Bridging the Gap Before the Big Machine
Alongside its long-term quantum computer effort, Quanfluence has built a separate system aimed at today’s optimisation problems, which can be tackled without full quantum hardware.
Quanfluence developed what Chakravarthy calls a quantum-inspired machine based on the Ising model of quantum magnetism. “You can load an energy function onto that, and you get the same answer,” he said.
The system does not require cryogenic cooling and fits into a standard data centre rack. “We actually have customers who are using that,” Chakravarthy said. While it is not a quantum computer, he sees it as a practical bridge. “It fills the gap to a quantum computer.”
The speed gains can be significant for large problems. Chakravarthy cited vehicle routing as an example. “Some of these things [calculations] take 15–20 minutes,” he said. “A machine like this could do that in about 20 seconds.”
Accuracy is not absolute, but that trade-off is often acceptable. “You can’t really use something like this if you’re looking for a 100% accuracy solution,” he said. “If you get to 90%, it’s good. If you get to 95%, it’s great.”
What About the Chip?
Alongside system-level hardware, Quanfluence is building photonic chips that underpin its quantum architecture. Chakravarthy stressed that quantum hardware must ultimately move away from large optical tables.
“Finally, a big tabletop setup has to scale into a chip,” he said. The challenge is that photonic chip design does not yet benefit from the mature electronic design automation flows used in conventional semiconductors.
Much of today’s photonic chip work still starts from first-principles physics. Engineers design structures based on how light is expected to behave, simulate them using specialised physics tools, and only then move towards fabrication.
“Even the simulation tools are not the standard tools,” Chakravarthy said, noting that photonic simulations often rely on physics-based solvers rather than mainstream chip design software. This makes iteration slower and mistakes expensive.
Fabrication happens at external foundries, primarily outside India, with typical turnaround times of around six months per run. “A mistake can cost you a million dollars and one year of time,” he said.
To manage this risk, Quanfluence relies on extensive lab setups that allow the team to validate optical behaviour, measurement systems and integration workflows before committing designs to silicon.
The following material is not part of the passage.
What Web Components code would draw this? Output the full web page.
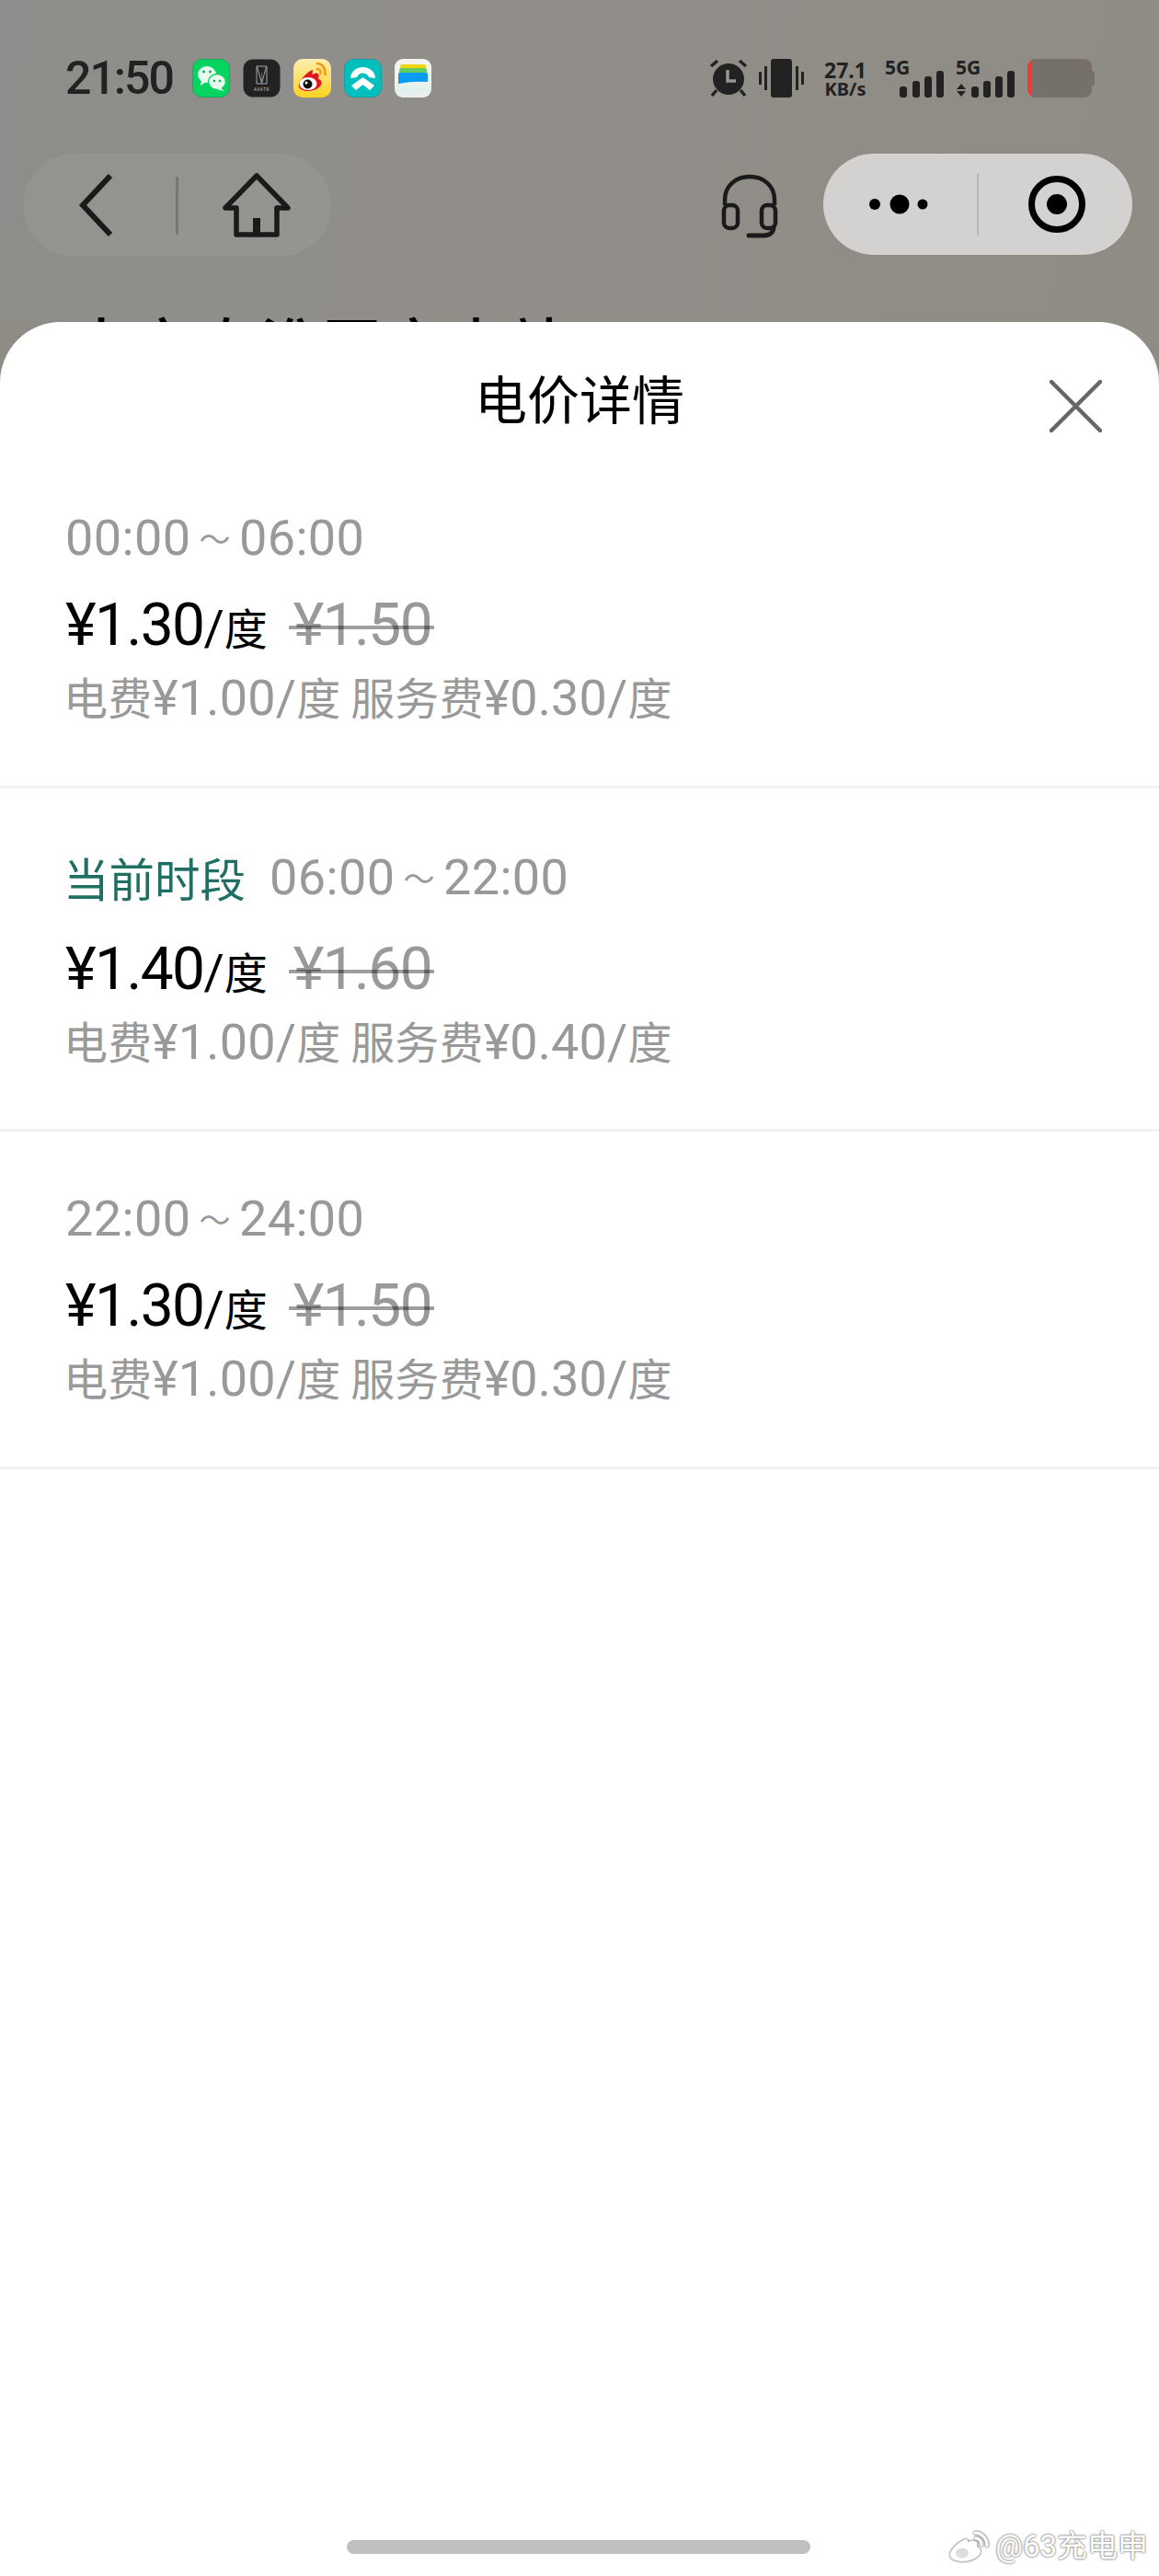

While the intellectual property remains entirely in-house, the supply chain remains global, with critical components such as lasers, diodes and specialised fibres still sourced from the US and Europe.
For Chakravarthy, this chip work is not ancillary. It is central to converting quantum physics into engineering. Without reliable photonic chips, scaling qubits, integrating systems and reducing form factors remain theoretical goals rather than deployable outcomes.
The Road Ahead
Quanfluence does not follow a linear qubit roadmap.
“Getting my first qubit is a challenge,” Chakravarthy said. The company has publicly committed to reaching qubits by 2029, after which scaling would accelerate. “The year after that, about a 1,000-qubit machine.”
Chakravarthy’s roots lie in semiconductors, with a previous company acquired in 2018. Today, Quanfluence employs around 20 people, many of whom have a background in advanced physics.
He claims that government support has helped offset some of that risk. “We have a grant from the Department of Telecom (under the Digital Communication Innovation Square scheme),” he said, adding that the National Quantum Mission has been useful as well.
Yet, the biggest hurdle remains cultural rather than technical. “Believing that you cannot design greenfield technology out of India,” Chakravarthy pondered.
He does not see quantum as a replacement for AI or classical computing. “They are perfectly complementary technologies,” he said. Quantum systems, he argues, will tackle problems classical machines cannot.
When Quanfluence’s photonic quantum computer finally arrives, it will not resemble the dramatic machines often associated with the field. “It looks like a data centre rack. Nothing so exciting,” he joked.